Introduction  (Page 2/5)

Scalar, vector and tensor fields

Scalars, vectors, and matrices are concepts that may have been introduced to the student in a course in linear algebra. Here, scalar, vector, and tensor fields are entities that are defined over some region of 3-D space and time. It is implicit that they are a function of the spatial coordinates and time, i.e., $\phi =\phi (x,y,z,t)=\phi (x,t)$ . The spatial coordinates are expressed as Cartesian coordinates in this class. However, vectors and tensors are physical entities that are independent of the choice of spatial coordinates even though their components depend on the choice of coordinates.

Scalar fields have a single number, a scalar, at each point in space. An example is the temperature of a body. The temperature field is usually expressed visually by a contour map showing curves of constant temperature or isotherms. An alternative visual display of a scalar field is a color map with the value of the scalar scaled to a gray scale, hue, or saturation. The values of the scalar field are continuous with the exception of definable surfaces of discontinuity. An example is the density of two fluids separated by an interface. Media that are chaotic and discontinuous on a microscopic scale may be described by an average value in a representative elementary volume that is large compared to the microscopic heterogeneity but small compared to macroscopic variations. An example is the porosity of a porous solid.

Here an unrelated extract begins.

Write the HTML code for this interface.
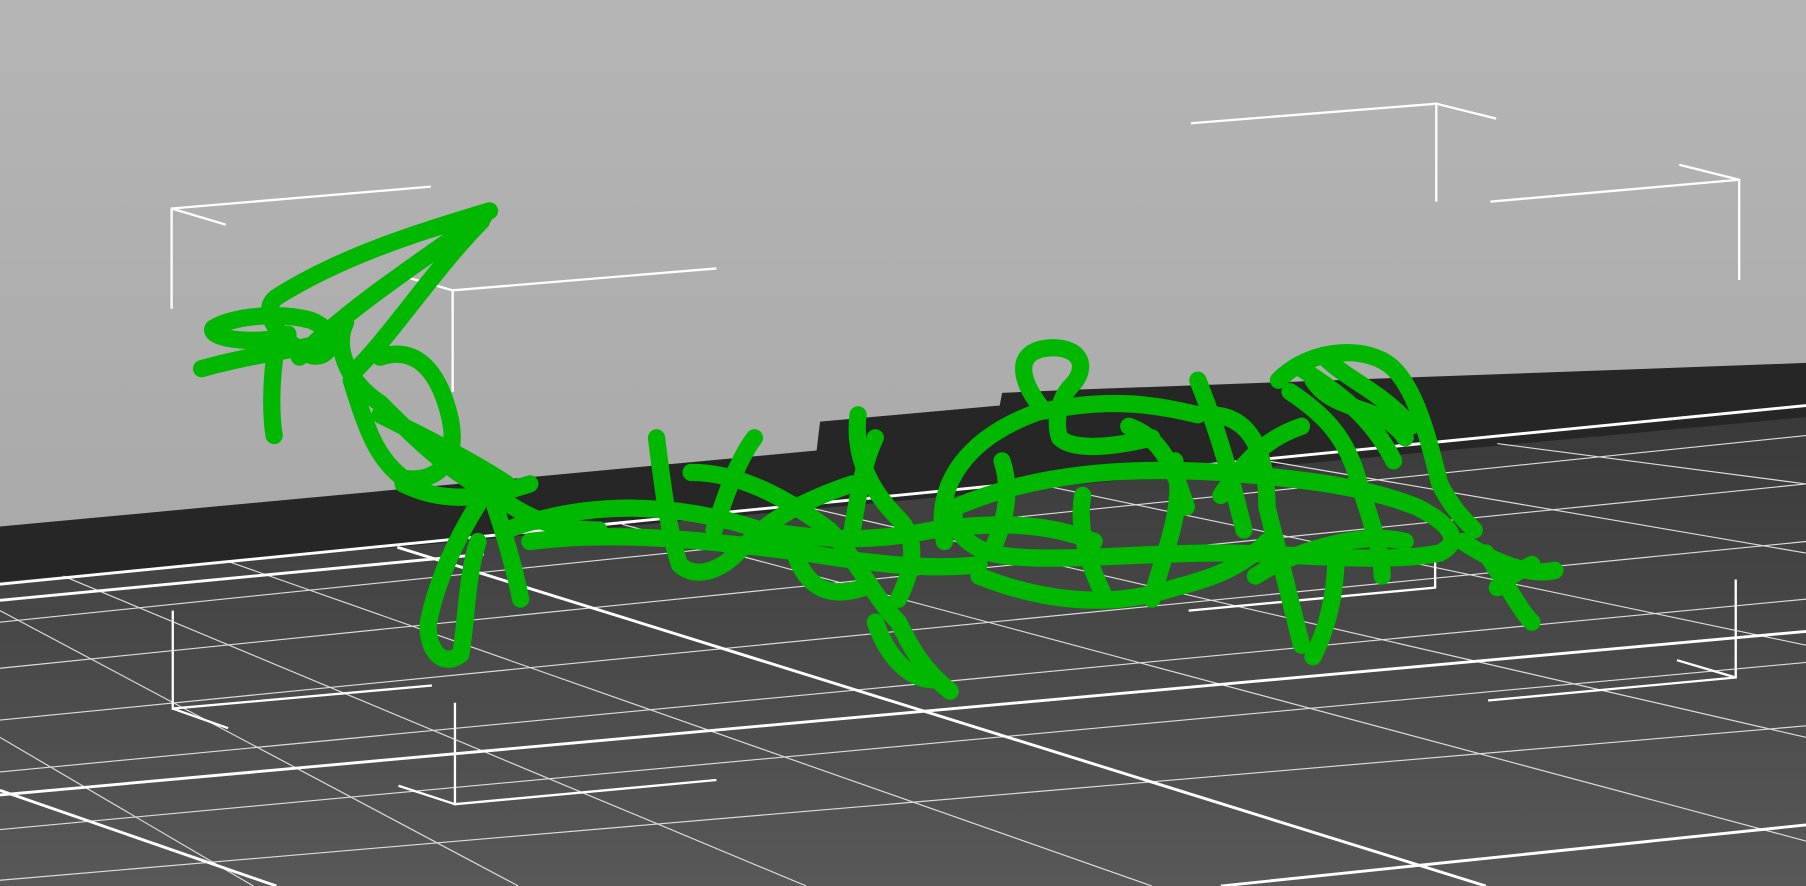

Vector fields have a magnitude and direction associated with each point in space. An example is the velocity field of a fluid in motion. Vector fields in two dimensions can be visually expressed as field lines that are everywhere tangent to the vector field and whose separation quantifies the magnitude of the field. Streamlines are the field lines of the velocity field. Alternatively, a vector field in two dimensions can be visually expressed by arrows whose directions are parallel to the vector and having a width and/or length that scales to the magnitude of the vector. These graphical representations of vector fields are not useful in three dimensions. In general, a vector field in 3-D can be expressed in terms of its components projected on to the axis of a coordinate system. Thus, a vector field may have different components when projected on to different coordinate systems. Since a vector is a physical entity, the components in different frames of reference transform by prescribed rules. The position of a point in space relative to an origin is a vector defined by the distance and direction. Special vectors having a magnitude of unity are called unit vectors and are used to define a direction such as coordinate directions or the normal direction to a surface. We will denote vectors with bold face letters, e.g., v, x, or n .

Tensors are physical entities associated with two directions. For example, the stress tensor represents the force per unit area, each of which are directional quantities. The velocity gradient is a tensor. Transport coefficients, such as the thermal conductivity, are tensors, which transform a potential gradient to a flux, each of which are vectors. The components of a tensor in a particular coordinate system are represented by a 3×3 matrix. Since the tensor is a physical entity that is independent of the coordinate system, the components must satisfy certain transformation rules between coordinate systems. In particular, a set of three directions called the principal directions can be found to transform the components of the tensor to a diagonal matrix. This corresponds to finding the eigenvectors of a matrix and the components correspond to the eigenvalues. Bold face letters will also denote tensors. The stress tensor will be denoted by T or τ , depending on whether discussing Aris or BSL, respectively.